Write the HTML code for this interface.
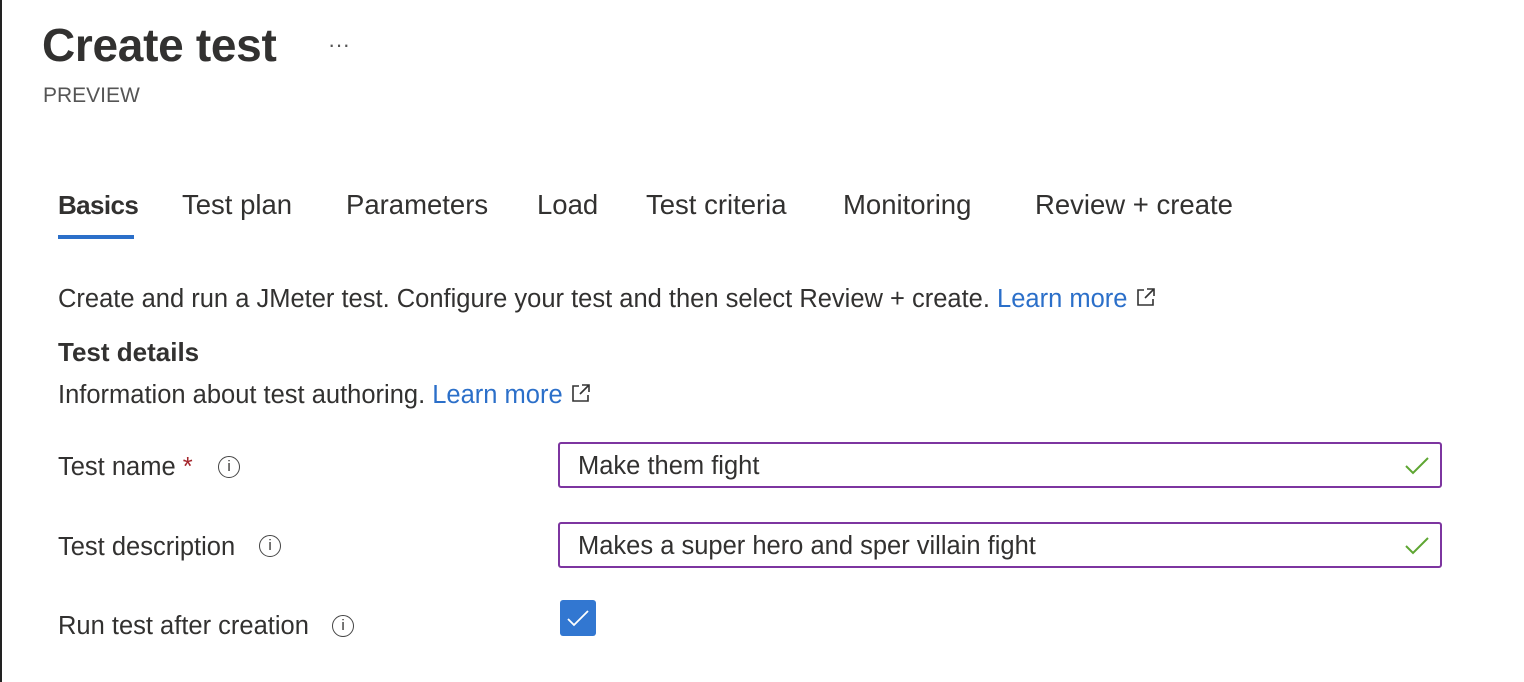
<!DOCTYPE html>
<html><head><style>
body{margin:0;width:1524px;height:682px;background:#fff;font-family:"Liberation Sans",sans-serif;color:#323130;position:relative;overflow:hidden}
.a{position:absolute;white-space:nowrap}
.lb{position:absolute;left:0;top:0;width:2px;height:682px;background:#222}
h1{position:absolute;left:42px;top:18px;margin:0;font-size:46px;font-weight:bold;letter-spacing:-0.3px}
.tab{position:absolute;top:189px;font-size:27.5px}
.t{font-size:25.5px}
.link{color:#2b6fc9}
.inp{position:absolute;left:558px;width:884px;height:46px;border:2px solid #7d35a0;border-radius:3px;box-sizing:border-box}
.inp span{position:absolute;left:18px;top:8px;font-size:25.5px}
.info{position:absolute;width:22px;height:22px;border:1.5px solid #444;border-radius:50%;box-sizing:border-box;font-size:15px;text-align:center;line-height:20px}
</style></head><body>
<div class="lb"></div>
<h1>Create test</h1>
<div class="a" style="left:328px;top:32px;font-size:22px;color:#555">···</div>
<div class="a" style="left:43px;top:84px;font-size:21px;color:#555">PREVIEW</div>
<div class="tab a" style="left:58px;font-weight:bold;font-size:26px;letter-spacing:-0.6px;top:190px">Basics</div>
<div class="a" style="left:58px;top:235px;width:76px;height:4px;background:#2b6fc9"></div>
<div class="tab a" style="left:182px">Test plan</div>
<div class="tab a" style="left:346px">Parameters</div>
<div class="tab a" style="left:537px">Load</div>
<div class="tab a" style="left:646px">Test criteria</div>
<div class="tab a" style="left:843px">Monitoring</div>
<div class="tab a" style="left:1035px">Review + create</div>
<div class="a t" style="left:58px;top:285px">Create and run a JMeter test. Configure your test and then select Review + create. <span class="link">Learn more</span>
<svg width="22" height="22" viewBox="0 0 22 22" style="vertical-align:-1px"><path d="M9 4H3v15h15v-6M12 3h7v7M19 3l-9 9" fill="none" stroke="#333" stroke-width="1.6"/></svg></div>
<div class="a" style="left:58px;top:337px;font-size:26px;font-weight:bold">Test details</div>
<div class="a t" style="left:58px;top:381px">Information about test authoring. <span class="link">Learn more</span>
<svg width="22" height="22" viewBox="0 0 22 22" style="vertical-align:-1px"><path d="M9 4H3v15h15v-6M12 3h7v7M19 3l-9 9" fill="none" stroke="#333" stroke-width="1.6"/></svg></div>
<div class="a t" style="left:58px;top:453px">Test name <span style="color:#a4262c">*</span></div>
<div class="info" style="left:218px;top:456px">i</div>
<div class="a t" style="left:58px;top:533px">Test description</div>
<div class="info" style="left:259px;top:535px">i</div>
<div class="a t" style="left:58px;top:612px">Run test after creation</div>
<div class="info" style="left:332px;top:615px">i</div>
<div class="inp" style="top:442px"><span>Make them fight</span>
<svg style="position:absolute;right:10px;top:12px" width="26" height="20" viewBox="0 0 26 20"><path d="M2 10l7 7L24 2" fill="none" stroke="#5ea632" stroke-width="2"/></svg></div>
<div class="inp" style="top:522px"><span>Makes a super hero and sper villain fight</span>
<svg style="position:absolute;right:10px;top:12px" width="26" height="20" viewBox="0 0 26 20"><path d="M2 10l7 7L24 2" fill="none" stroke="#5ea632" stroke-width="2"/></svg></div>
<div class="a" style="left:560px;top:600px;width:36px;height:36px;background:#3277d1;border-radius:3px">
<svg width="36" height="36" viewBox="0 0 36 36"><path d="M8 19l6 6L28 11" fill="none" stroke="#fff" stroke-width="1.8"/></svg></div>
</body></html>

______

Short problem: Please write out all the data again word for word, but not the pictures.

Correct output:
Write the HTML code for this interface.
<!DOCTYPE html>
<html><head><style>
body{margin:0;width:1524px;height:682px;background:#fff;font-family:"Liberation Sans",sans-serif;color:#323130;position:relative;overflow:hidden}
.a{position:absolute;white-space:nowrap}
.lb{position:absolute;left:0;top:0;width:2px;height:682px;background:#222}
h1{position:absolute;left:42px;top:18px;margin:0;font-size:46px;font-weight:bold;letter-spacing:-0.3px}
.tab{position:absolute;top:189px;font-size:27.5px}
.t{font-size:25.5px}
.link{color:#2b6fc9}
.inp{position:absolute;left:558px;width:884px;height:46px;border:2px solid #7d35a0;border-radius:3px;box-sizing:border-box}
.inp span{position:absolute;left:18px;top:8px;font-size:25.5px}
.info{position:absolute;width:22px;height:22px;border:1.5px solid #444;border-radius:50%;box-sizing:border-box;font-size:15px;text-align:center;line-height:20px}
</style></head><body>
<div class="lb"></div>
<h1>Create test</h1>
<div class="a" style="left:328px;top:32px;font-size:22px;color:#555">···</div>
<div class="a" style="left:43px;top:84px;font-size:21px;color:#555">PREVIEW</div>
<div class="tab a" style="left:58px;font-weight:bold;font-size:26px;letter-spacing:-0.6px;top:190px">Basics</div>
<div class="a" style="left:58px;top:235px;width:76px;height:4px;background:#2b6fc9"></div>
<div class="tab a" style="left:182px">Test plan</div>
<div class="tab a" style="left:346px">Parameters</div>
<div class="tab a" style="left:537px">Load</div>
<div class="tab a" style="left:646px">Test criteria</div>
<div class="tab a" style="left:843px">Monitoring</div>
<div class="tab a" style="left:1035px">Review + create</div>
<div class="a t" style="left:58px;top:285px">Create and run a JMeter test. Configure your test and then select Review + create. <span class="link">Learn more</span>
<svg width="22" height="22" viewBox="0 0 22 22" style="vertical-align:-1px"><path d="M9 4H3v15h15v-6M12 3h7v7M19 3l-9 9" fill="none" stroke="#333" stroke-width="1.6"/></svg></div>
<div class="a" style="left:58px;top:337px;font-size:26px;font-weight:bold">Test details</div>
<div class="a t" style="left:58px;top:381px">Information about test authoring. <span class="link">Learn more</span>
<svg width="22" height="22" viewBox="0 0 22 22" style="vertical-align:-1px"><path d="M9 4H3v15h15v-6M12 3h7v7M19 3l-9 9" fill="none" stroke="#333" stroke-width="1.6"/></svg></div>
<div class="a t" style="left:58px;top:453px">Test name <span style="color:#a4262c">*</span></div>
<div class="info" style="left:218px;top:456px">i</div>
<div class="a t" style="left:58px;top:533px">Test description</div>
<div class="info" style="left:259px;top:535px">i</div>
<div class="a t" style="left:58px;top:612px">Run test after creation</div>
<div class="info" style="left:332px;top:615px">i</div>
<div class="inp" style="top:442px"><span>Make them fight</span>
<svg style="position:absolute;right:10px;top:12px" width="26" height="20" viewBox="0 0 26 20"><path d="M2 10l7 7L24 2" fill="none" stroke="#5ea632" stroke-width="2"/></svg></div>
<div class="inp" style="top:522px"><span>Makes a super hero and sper villain fight</span>
<svg style="position:absolute;right:10px;top:12px" width="26" height="20" viewBox="0 0 26 20"><path d="M2 10l7 7L24 2" fill="none" stroke="#5ea632" stroke-width="2"/></svg></div>
<div class="a" style="left:560px;top:600px;width:36px;height:36px;background:#3277d1;border-radius:3px">
<svg width="36" height="36" viewBox="0 0 36 36"><path d="M8 19l6 6L28 11" fill="none" stroke="#fff" stroke-width="1.8"/></svg></div>
</body></html>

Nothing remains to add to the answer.